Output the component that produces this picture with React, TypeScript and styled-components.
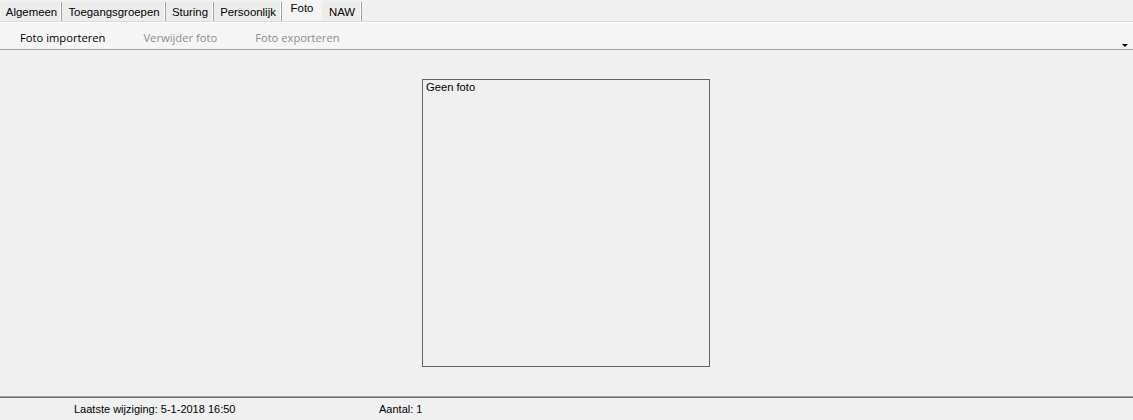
import React from "react";
import styled, { createGlobalStyle } from "styled-components";

const Global = createGlobalStyle`
  html, body { margin: 0; padding: 0; background: #f0f0f0; }
  body { font-family: "Liberation Sans", Arial, sans-serif; font-size: 11px; color: #000; }
  #root { width: 1133px; height: 420px; }
`;

const Window = styled.div`
  width: 1133px;
  height: 420px;
  display: flex;
  flex-direction: column;
  background: #f0f0f0;
  overflow: hidden;
`;

const TabStrip = styled.div`
  height: 22px;
  display: flex;
  align-items: flex-end;
  padding-left: 1px;
  border-bottom: 1px solid #d9d9d9;
  box-sizing: border-box;
`;

const Tab = styled.div<{ $active?: boolean; $w: number }>`
  width: ${(p) => p.$w}px;
  height: ${(p) => (p.$active ? "21px" : "19px")};
  display: flex;
  align-items: center;
  justify-content: center;
  padding-bottom: ${(p) => (p.$active ? "5px" : "0")};
  padding-left: ${(p) => (p.$active ? "0" : "1px")};
  box-sizing: border-box;
  font-size: 11.4px;
  color: #000;
  background: ${(p) => (p.$active ? "#f4f4f4" : "#ececec")};
  border-right: ${(p) => (p.$active ? "none" : "1px solid #a0a0a0")};
  box-shadow: ${(p) => (p.$active ? "none" : "inset -1px 0 0 #ffffff")};
  white-space: nowrap;
`;

const Toolbar = styled.div`
  height: 28px;
  display: flex;
  align-items: center;
  padding-left: 1px;
  padding-top: 2px;
  box-sizing: border-box;
  background: #f5f5f5;
  border-top: 1px solid #ffffff;
  border-bottom: 1px solid #a0a0a0;
  position: relative;
`;

const ToolButton = styled.div<{ $disabled?: boolean }>`
  font-family: "Open Sans", "Noto Sans", sans-serif;
  font-size: 11.2px;
  padding: 0 19px;
  color: ${(p) => (p.$disabled ? "#8d8d8d" : "#000")};
  white-space: nowrap;
`;

const Overflow = styled.div`
  position: absolute;
  right: 5px;
  bottom: 2px;
  width: 0;
  height: 0;
  border-left: 3px solid transparent;
  border-right: 3px solid transparent;
  border-top: 3px solid #000;
`;

const Content = styled.div`
  flex: 1;
  display: flex;
  justify-content: center;
  padding-top: 29px;
  padding-right: 1px;
`;

const PhotoFrame = styled.div`
  width: 288px;
  height: 288px;
  box-sizing: border-box;
  border: 1px solid #646464;
  padding: 1px 3px;
  font-size: 11.2px;
`;

const StatusBar = styled.div`
  height: 24px;
  display: flex;
  align-items: center;
  border-top: 1px solid #a0a0a0;
  box-shadow: inset 0 1px 0 #6e6e6e;
  box-sizing: border-box;
  font-size: 11px;
  padding-left: 74px;
`;

const StatusField = styled.div<{ $w: number }>`
  width: ${(p) => p.$w}px;
  white-space: nowrap;
`;

const tabs = [
  { label: "Algemeen", w: 61 },
  { label: "Toegangsgroepen", w: 104 },
  { label: "Sturing", w: 48 },
  { label: "Persoonlijk", w: 68 },
  { label: "Foto", w: 40, active: true },
  { label: "NAW", w: 40 },
];

export default function App() {
  return (
    <>
      <Global />
      <Window>
        <TabStrip>
          {tabs.map((t) => (
            <Tab key={t.label} $w={t.w} $active={t.active}>
              {t.label}
            </Tab>
          ))}
        </TabStrip>
        <Toolbar>
          <ToolButton>Foto importeren</ToolButton>
          <ToolButton $disabled>Verwijder foto</ToolButton>
          <ToolButton $disabled>Foto exporteren</ToolButton>
          <Overflow />
        </Toolbar>
        <Content>
          <PhotoFrame>Geen foto</PhotoFrame>
        </Content>
        <StatusBar>
          <StatusField $w={305}>Laatste wijziging: 5-1-2018 16:50</StatusField>
          <StatusField $w={100}>Aantal: 1</StatusField>
        </StatusBar>
      </Window>
    </>
  );
}
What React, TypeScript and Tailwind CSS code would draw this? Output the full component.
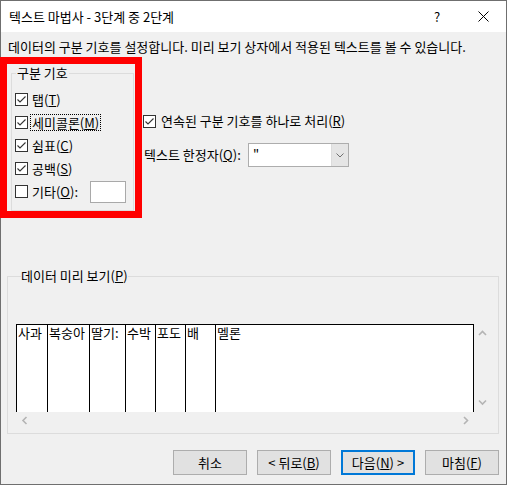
..............................
Output, exactly, all the records above; include no pictures.

Response to this task:
Output the component that produces this picture with React, TypeScript and styled-components.
import React from "react";
import styled, { createGlobalStyle } from "styled-components";

const Global = createGlobalStyle`
  html, body { margin: 0; padding: 0; background: #f0f0f0; }
  body { font-family: "Liberation Sans", Arial, sans-serif; font-size: 11px; color: #000; }
  #root { width: 1133px; height: 420px; }
`;

const Window = styled.div`
  width: 1133px;
  height: 420px;
  display: flex;
  flex-direction: column;
  background: #f0f0f0;
  overflow: hidden;
`;

const TabStrip = styled.div`
  height: 22px;
  display: flex;
  align-items: flex-end;
  padding-left: 1px;
  border-bottom: 1px solid #d9d9d9;
  box-sizing: border-box;
`;

const Tab = styled.div<{ $active?: boolean; $w: number }>`
  width: ${(p) => p.$w}px;
  height: ${(p) => (p.$active ? "21px" : "19px")};
  display: flex;
  align-items: center;
  justify-content: center;
  padding-bottom: ${(p) => (p.$active ? "5px" : "0")};
  padding-left: ${(p) => (p.$active ? "0" : "1px")};
  box-sizing: border-box;
  font-size: 11.4px;
  color: #000;
  background: ${(p) => (p.$active ? "#f4f4f4" : "#ececec")};
  border-right: ${(p) => (p.$active ? "none" : "1px solid #a0a0a0")};
  box-shadow: ${(p) => (p.$active ? "none" : "inset -1px 0 0 #ffffff")};
  white-space: nowrap;
`;

const Toolbar = styled.div`
  height: 28px;
  display: flex;
  align-items: center;
  padding-left: 1px;
  padding-top: 2px;
  box-sizing: border-box;
  background: #f5f5f5;
  border-top: 1px solid #ffffff;
  border-bottom: 1px solid #a0a0a0;
  position: relative;
`;

const ToolButton = styled.div<{ $disabled?: boolean }>`
  font-family: "Open Sans", "Noto Sans", sans-serif;
  font-size: 11.2px;
  padding: 0 19px;
  color: ${(p) => (p.$disabled ? "#8d8d8d" : "#000")};
  white-space: nowrap;
`;

const Overflow = styled.div`
  position: absolute;
  right: 5px;
  bottom: 2px;
  width: 0;
  height: 0;
  border-left: 3px solid transparent;
  border-right: 3px solid transparent;
  border-top: 3px solid #000;
`;

const Content = styled.div`
  flex: 1;
  display: flex;
  justify-content: center;
  padding-top: 29px;
  padding-right: 1px;
`;

const PhotoFrame = styled.div`
  width: 288px;
  height: 288px;
  box-sizing: border-box;
  border: 1px solid #646464;
  padding: 1px 3px;
  font-size: 11.2px;
`;

const StatusBar = styled.div`
  height: 24px;
  display: flex;
  align-items: center;
  border-top: 1px solid #a0a0a0;
  box-shadow: inset 0 1px 0 #6e6e6e;
  box-sizing: border-box;
  font-size: 11px;
  padding-left: 74px;
`;

const StatusField = styled.div<{ $w: number }>`
  width: ${(p) => p.$w}px;
  white-space: nowrap;
`;

const tabs = [
  { label: "Algemeen", w: 61 },
  { label: "Toegangsgroepen", w: 104 },
  { label: "Sturing", w: 48 },
  { label: "Persoonlijk", w: 68 },
  { label: "Foto", w: 40, active: true },
  { label: "NAW", w: 40 },
];

export default function App() {
  return (
    <>
      <Global />
      <Window>
        <TabStrip>
          {tabs.map((t) => (
            <Tab key={t.label} $w={t.w} $active={t.active}>
              {t.label}
            </Tab>
          ))}
        </TabStrip>
        <Toolbar>
          <ToolButton>Foto importeren</ToolButton>
          <ToolButton $disabled>Verwijder foto</ToolButton>
          <ToolButton $disabled>Foto exporteren</ToolButton>
          <Overflow />
        </Toolbar>
        <Content>
          <PhotoFrame>Geen foto</PhotoFrame>
        </Content>
        <StatusBar>
          <StatusField $w={305}>Laatste wijziging: 5-1-2018 16:50</StatusField>
          <StatusField $w={100}>Aantal: 1</StatusField>
        </StatusBar>
      </Window>
    </>
  );
}
What React, TypeScript and Tailwind CSS code would draw this? Output the full component.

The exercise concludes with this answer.